Si alguien quisiera hacer un auténtico homenaje póstumo a José Saramago, lo primero que debería intentar es ocultar o minimizar su estrechísima vinculación con el totalitarismo comunista. Sin duda, el escritor luso no fue precisamente discreto al exhibir su militancia y su apoyo a la izquierda más radical y, de hecho, dedicó la última parte de su obra literaria a convertir en novela algunos de los más conocidos clichés y prejuicios anticapitalistas de la izquierda más iletrada. Tampoco hace falta echar demasiado la vista atrás para, tras un breve paréntesis tímidamente crítico entre 2003 y 2005, encontrar numerosas muestras de apoyo de Saramago hacia la tiranía castrista.

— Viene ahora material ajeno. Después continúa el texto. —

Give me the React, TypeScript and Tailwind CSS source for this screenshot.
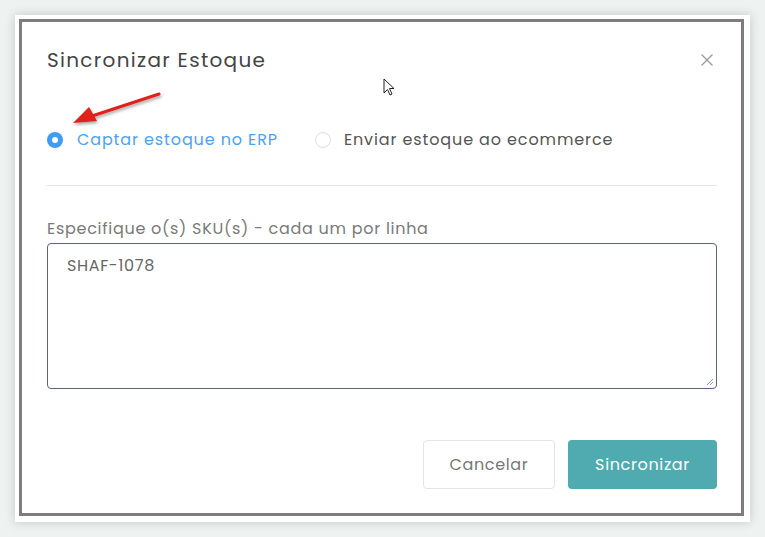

Pero, pese a las dificultades objetivas que tendría un panegirista para que el público olvidara la estrecha vinculación del portugués con los regímenes autocráticos, bastaría con que el foco de atención se colocara, no en sus desastrosas ideas políticas, sino en valorar la calidad de su obra literaria. En España tenemos sobrada experiencia con esto: al morir Gonzalo Torrente Ballester o Pedro Laín Entralgo, la prensa trató cuidadosamente de no resaltar su antigua militancia con el falangismo.

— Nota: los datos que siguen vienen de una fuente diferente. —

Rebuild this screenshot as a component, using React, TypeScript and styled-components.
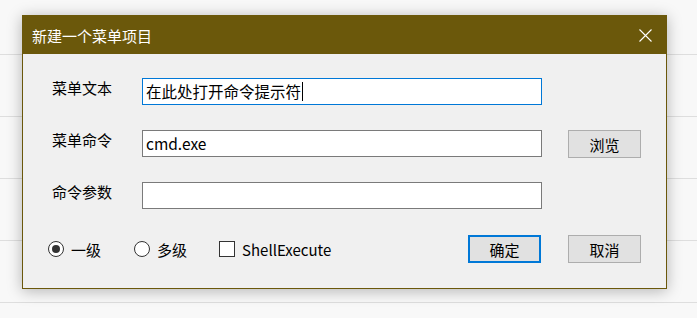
import styled, { createGlobalStyle } from 'styled-components'

const GlobalStyle = createGlobalStyle`
	html, body {
		margin: 0;
		padding: 0;
		background: #f8f8f8;
		font-family: "Noto Sans CJK SC", "Noto Sans", sans-serif;
	}
`

const Page = styled.div`
	position: relative;
	width: 697px;
	height: 318px;
	overflow: hidden;
`

const BackRow = styled.div<{ $h: number }>`
	height: ${(p) => p.$h}px;
	border-bottom: 1px solid #dedede;
`

const Dialog = styled.div`
	position: absolute;
	left: 22px;
	top: 15px;
	width: 645px;
	height: 274px;
	box-sizing: border-box;
	border: 1px solid #6b580b;
	background: #f0f0f0;
	box-shadow: 0 2px 14px rgba(0, 0, 0, 0.28);
	display: flex;
	flex-direction: column;
`

const TitleBar = styled.div`
	height: 38px;
	background: #6b580b;
	color: #fff;
	display: flex;
	align-items: center;
	justify-content: space-between;
	padding: 0 14px 0 9px;
	font-size: 15px;
`

const CloseIcon = styled.svg`
	width: 13px;
	height: 13px;
	display: block;
`

const Body = styled.div`
	display: grid;
	grid-template-columns: 64px 400px 73px;
	grid-template-rows: 27px 27px 27px;
	column-gap: 26px;
	row-gap: 25px;
	padding: 24px 0 0 29px;
`

const Label = styled.div`
	font-size: 15px;
	line-height: 20px;
	color: #000;
`

const Input = styled.div<{ $focus?: boolean }>`
	box-sizing: border-box;
	height: 27px;
	background: #fff;
	border: 1px solid ${(p) => (p.$focus ? '#0078d7' : '#7a7a7a')};
	padding: 0 3px;
	font-size: 15.5px;
	line-height: 25px;
	color: #000;
	display: flex;
	align-items: center;
	white-space: nowrap;
`

const Caret = styled.span`
	display: inline-block;
	width: 1px;
	height: 19px;
	background: #000;
	margin-left: 1px;
`

const Button = styled.div<{ $primary?: boolean }>`
	box-sizing: border-box;
	width: 73px;
	height: 28px;
	background: #e1e1e1;
	border: ${(p) => (p.$primary ? '2px solid #0078d7' : '1px solid #adadad')};
	font-size: 15px;
	color: #000;
	display: flex;
	align-items: center;
	justify-content: center;
`

const Footer = styled.div`
	display: flex;
	align-items: center;
	padding: 26px 25px 0 25px;
`

const Options = styled.div`
	display: flex;
	align-items: center;
	flex: 1;
`

const Option = styled.label<{ $gap: number }>`
	display: flex;
	align-items: center;
	gap: 7px;
	margin-right: ${(p) => p.$gap}px;
	font-size: 15px;
	color: #000;
`

const Radio = styled.span<{ $on?: boolean }>`
	box-sizing: border-box;
	width: 16px;
	height: 16px;
	border-radius: 50%;
	border: 1px solid #333;
	background: #fff;
	display: flex;
	align-items: center;
	justify-content: center;

	&::after {
		content: '';
		width: 8px;
		height: 8px;
		border-radius: 50%;
		background: ${(p) => (p.$on ? '#333' : 'transparent')};
	}
`

const Check = styled.span`
	box-sizing: border-box;
	width: 16px;
	height: 16px;
	border: 1px solid #333;
	background: #fff;
`

const Buttons = styled.div`
	display: flex;
	gap: 27px;
`

const App = () => (
	<>
		<GlobalStyle />
		<Page>
			<BackRow $h={54} />
			<BackRow $h={61} />
			<BackRow $h={61} />
			<BackRow $h={61} />
			<BackRow $h={61} />

			<Dialog>
				<TitleBar>
					<span>新建一个菜单项目</span>
					<CloseIcon viewBox="0 0 13 13">
						<path d="M0.5 0.5 L12.5 12.5 M12.5 0.5 L0.5 12.5" stroke="#fff" strokeWidth="1.1" />
					</CloseIcon>
				</TitleBar>

				<Body>
					<Label>菜单文本</Label>
					<Input $focus>
						在此处打开命令提示符
						<Caret />
					</Input>
					<div />

					<Label>菜单命令</Label>
					<Input>cmd.exe</Input>
					<Button>浏览</Button>

					<Label>命令参数</Label>
					<Input />
					<div />
				</Body>

				<Footer>
					<Options>
						<Option $gap={33}>
							<Radio $on />
							一级
						</Option>
						<Option $gap={32}>
							<Radio />
							多级
						</Option>
						<Option $gap={0}>
							<Check />
							ShellExecute
						</Option>
					</Options>
					<Buttons>
						<Button $primary>确定</Button>
						<Button>取消</Button>
					</Buttons>
				</Footer>
			</Dialog>
		</Page>
	</>
)

export default App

Sin embargo, para la mayoría de medios de comunicación y políticos nacionales parece que uno de los motivos básicos por los que Saramago merece ser recordado y homenajeado es por su "compromiso político y social" con la izquierda. Regresamos, así, a ese maniqueísmo tan del gusto de los socialistas entre "totalitarismo bueno y totalitarismo malo" que tan sabiamente denunció Revel. Parece evidente que la idéntica prosa literaria que hoy lauda la izquierda sería recibida con indiferencia o desprecio si Saramago hubiese sido un "comprometido" defensor de las ideas nacional-socialistas. En cuyo caso, pues, parece claro que lo que valoran los izquierdistas del luso no es su obra, sino la instrumentalización que hicieron de la misma para avanzar su agenda política en muchos casos abiertamente totalitaria.
El propio Saramago, como abajofirmante de cualquier manifiesto socialista que se le colocara delante, contribuyó sin duda alguna a convertirse en un útil más de la izquierda; y, sobre todo desde la concesión del Nobel, no en uno cualquiera. Pero, aún así, si de alabar a una persona o a un escritor se trata, su cercanía con la agitación y la propaganda de una de las más terribles tiranías del planeta, no debería ser un punto a destacar en su biografía.
No, salvo que, como decíamos, se quiera convertir la muerte de Saramago en su última contribución a la causa política de la izquierda más totalitaria. Es decir, salvo que lo pretendido por sus amigos socialistas sea obviar y despreciar todo aquello por lo que debería ser recordado un escritor para reducir su vida a la de un ariete de la extrema izquierda. Es decir, convertir un certamen literario en un mitin político. No es que estemos seguros de que Saramago hubiese aborrecido un funeral de este tipo, pero en todo caso eso sólo nos daría una razón más para resaltar la deshumanización imperante en una izquierda que muta a los individuos en simples peones del Estado, de la política y de su ideología liberticida.